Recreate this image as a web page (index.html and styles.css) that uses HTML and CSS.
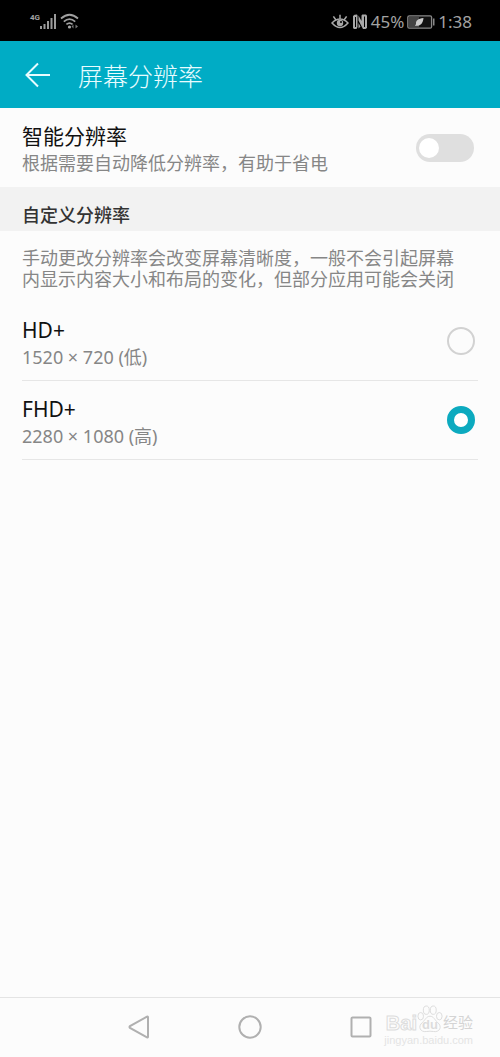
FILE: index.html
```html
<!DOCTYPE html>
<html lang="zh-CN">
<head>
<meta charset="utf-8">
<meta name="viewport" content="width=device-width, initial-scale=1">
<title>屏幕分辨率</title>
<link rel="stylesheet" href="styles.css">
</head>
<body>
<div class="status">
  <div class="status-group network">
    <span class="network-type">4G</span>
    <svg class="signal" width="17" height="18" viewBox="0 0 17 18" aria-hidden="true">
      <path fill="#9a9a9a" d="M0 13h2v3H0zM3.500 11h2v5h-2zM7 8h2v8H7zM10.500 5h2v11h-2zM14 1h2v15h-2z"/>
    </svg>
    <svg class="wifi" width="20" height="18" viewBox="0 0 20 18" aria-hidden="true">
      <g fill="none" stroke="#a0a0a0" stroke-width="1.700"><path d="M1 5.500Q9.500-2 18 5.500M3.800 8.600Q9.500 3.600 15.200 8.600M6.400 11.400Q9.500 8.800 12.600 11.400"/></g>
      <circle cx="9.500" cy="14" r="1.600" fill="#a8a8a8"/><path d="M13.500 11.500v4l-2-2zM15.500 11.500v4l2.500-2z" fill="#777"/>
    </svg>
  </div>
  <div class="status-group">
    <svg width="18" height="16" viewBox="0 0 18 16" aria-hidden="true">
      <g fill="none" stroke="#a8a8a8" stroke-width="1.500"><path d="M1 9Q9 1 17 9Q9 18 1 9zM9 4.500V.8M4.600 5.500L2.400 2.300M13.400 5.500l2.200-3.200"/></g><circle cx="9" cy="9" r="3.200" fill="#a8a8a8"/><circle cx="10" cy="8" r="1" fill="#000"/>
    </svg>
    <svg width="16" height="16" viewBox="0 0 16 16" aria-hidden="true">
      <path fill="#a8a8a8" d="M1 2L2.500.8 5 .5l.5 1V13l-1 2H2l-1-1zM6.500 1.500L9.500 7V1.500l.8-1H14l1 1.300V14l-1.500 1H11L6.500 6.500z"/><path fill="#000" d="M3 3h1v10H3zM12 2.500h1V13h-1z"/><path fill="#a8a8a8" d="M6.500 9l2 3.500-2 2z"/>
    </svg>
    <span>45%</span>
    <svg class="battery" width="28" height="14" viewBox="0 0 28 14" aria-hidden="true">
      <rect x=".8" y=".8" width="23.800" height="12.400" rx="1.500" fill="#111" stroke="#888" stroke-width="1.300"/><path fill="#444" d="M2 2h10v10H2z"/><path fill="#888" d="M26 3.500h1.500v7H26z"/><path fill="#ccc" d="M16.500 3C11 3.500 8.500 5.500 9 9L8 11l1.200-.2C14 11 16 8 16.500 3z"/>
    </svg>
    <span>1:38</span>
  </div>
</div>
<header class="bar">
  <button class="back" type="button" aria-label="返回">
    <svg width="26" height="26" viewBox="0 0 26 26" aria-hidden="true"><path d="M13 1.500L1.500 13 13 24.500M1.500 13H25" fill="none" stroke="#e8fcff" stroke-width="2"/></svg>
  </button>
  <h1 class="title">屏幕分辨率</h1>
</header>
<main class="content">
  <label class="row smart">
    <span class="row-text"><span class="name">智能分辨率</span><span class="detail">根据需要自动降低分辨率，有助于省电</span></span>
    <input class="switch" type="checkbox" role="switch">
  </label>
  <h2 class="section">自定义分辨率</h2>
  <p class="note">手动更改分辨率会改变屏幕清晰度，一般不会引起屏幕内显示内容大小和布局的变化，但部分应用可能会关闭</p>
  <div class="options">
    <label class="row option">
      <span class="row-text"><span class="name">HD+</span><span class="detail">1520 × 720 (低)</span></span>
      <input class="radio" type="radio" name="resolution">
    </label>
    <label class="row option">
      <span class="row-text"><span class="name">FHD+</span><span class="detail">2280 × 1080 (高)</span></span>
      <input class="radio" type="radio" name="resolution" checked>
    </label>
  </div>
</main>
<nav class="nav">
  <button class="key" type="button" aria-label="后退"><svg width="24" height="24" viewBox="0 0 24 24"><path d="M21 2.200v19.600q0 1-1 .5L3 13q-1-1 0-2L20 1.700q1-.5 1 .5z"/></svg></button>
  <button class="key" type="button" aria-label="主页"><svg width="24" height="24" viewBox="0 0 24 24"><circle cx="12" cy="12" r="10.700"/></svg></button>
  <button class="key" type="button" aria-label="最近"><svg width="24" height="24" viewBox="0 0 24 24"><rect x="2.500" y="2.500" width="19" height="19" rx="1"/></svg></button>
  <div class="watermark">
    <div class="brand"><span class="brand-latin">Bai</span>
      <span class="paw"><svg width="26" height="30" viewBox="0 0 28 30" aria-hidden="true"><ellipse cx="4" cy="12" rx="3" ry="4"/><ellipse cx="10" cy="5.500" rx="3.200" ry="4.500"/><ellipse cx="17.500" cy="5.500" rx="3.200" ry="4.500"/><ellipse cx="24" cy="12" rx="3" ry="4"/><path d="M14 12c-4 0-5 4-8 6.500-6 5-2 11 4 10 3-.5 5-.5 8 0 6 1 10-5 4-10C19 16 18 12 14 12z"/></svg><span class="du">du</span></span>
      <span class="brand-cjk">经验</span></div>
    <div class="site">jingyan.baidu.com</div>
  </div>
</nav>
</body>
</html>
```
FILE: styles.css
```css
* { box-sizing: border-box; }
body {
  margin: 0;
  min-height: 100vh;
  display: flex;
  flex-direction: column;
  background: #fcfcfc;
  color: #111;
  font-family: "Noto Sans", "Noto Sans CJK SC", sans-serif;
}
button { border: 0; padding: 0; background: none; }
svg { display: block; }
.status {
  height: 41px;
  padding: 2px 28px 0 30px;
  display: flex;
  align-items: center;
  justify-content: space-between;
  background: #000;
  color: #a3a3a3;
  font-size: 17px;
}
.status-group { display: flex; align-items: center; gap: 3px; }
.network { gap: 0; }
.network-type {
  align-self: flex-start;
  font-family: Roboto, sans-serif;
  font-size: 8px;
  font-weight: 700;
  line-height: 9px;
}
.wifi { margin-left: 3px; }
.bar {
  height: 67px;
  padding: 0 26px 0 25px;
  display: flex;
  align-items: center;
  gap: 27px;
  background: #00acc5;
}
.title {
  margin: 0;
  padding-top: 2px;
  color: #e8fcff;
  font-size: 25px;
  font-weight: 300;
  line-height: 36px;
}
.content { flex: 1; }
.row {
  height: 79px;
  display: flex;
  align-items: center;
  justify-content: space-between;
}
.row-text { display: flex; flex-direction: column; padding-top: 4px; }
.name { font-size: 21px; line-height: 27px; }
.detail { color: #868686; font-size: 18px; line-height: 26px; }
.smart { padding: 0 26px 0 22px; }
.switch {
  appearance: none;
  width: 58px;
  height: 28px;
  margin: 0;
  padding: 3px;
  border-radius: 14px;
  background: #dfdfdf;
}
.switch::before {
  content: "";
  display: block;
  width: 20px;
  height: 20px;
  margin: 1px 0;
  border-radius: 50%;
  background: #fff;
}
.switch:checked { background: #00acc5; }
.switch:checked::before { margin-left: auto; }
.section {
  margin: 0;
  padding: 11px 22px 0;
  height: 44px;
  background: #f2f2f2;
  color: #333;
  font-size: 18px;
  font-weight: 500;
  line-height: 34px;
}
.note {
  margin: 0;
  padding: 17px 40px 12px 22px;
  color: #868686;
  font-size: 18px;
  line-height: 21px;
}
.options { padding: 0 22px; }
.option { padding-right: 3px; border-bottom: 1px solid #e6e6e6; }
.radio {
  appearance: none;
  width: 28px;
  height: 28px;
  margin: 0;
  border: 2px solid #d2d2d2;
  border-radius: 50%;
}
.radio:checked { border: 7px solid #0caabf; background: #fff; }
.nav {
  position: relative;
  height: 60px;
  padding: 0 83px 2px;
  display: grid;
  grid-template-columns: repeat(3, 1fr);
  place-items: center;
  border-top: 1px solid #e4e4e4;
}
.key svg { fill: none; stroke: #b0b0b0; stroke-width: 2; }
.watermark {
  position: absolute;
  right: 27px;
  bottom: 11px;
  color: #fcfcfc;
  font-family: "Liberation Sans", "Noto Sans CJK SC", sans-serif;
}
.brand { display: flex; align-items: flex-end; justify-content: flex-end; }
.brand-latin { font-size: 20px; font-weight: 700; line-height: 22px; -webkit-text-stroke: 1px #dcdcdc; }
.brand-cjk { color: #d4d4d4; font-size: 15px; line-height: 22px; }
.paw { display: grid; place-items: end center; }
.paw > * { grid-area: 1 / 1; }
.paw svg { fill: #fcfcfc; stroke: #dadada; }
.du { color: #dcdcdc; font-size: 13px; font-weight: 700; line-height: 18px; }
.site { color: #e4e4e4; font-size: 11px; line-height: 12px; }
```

**Exercise:** Check each line above for the word "index" and copy the ones that have it.

**Problem solution:**
Recreate this image as a web page (index.html and styles.css) that uses HTML and CSS.
FILE: index.html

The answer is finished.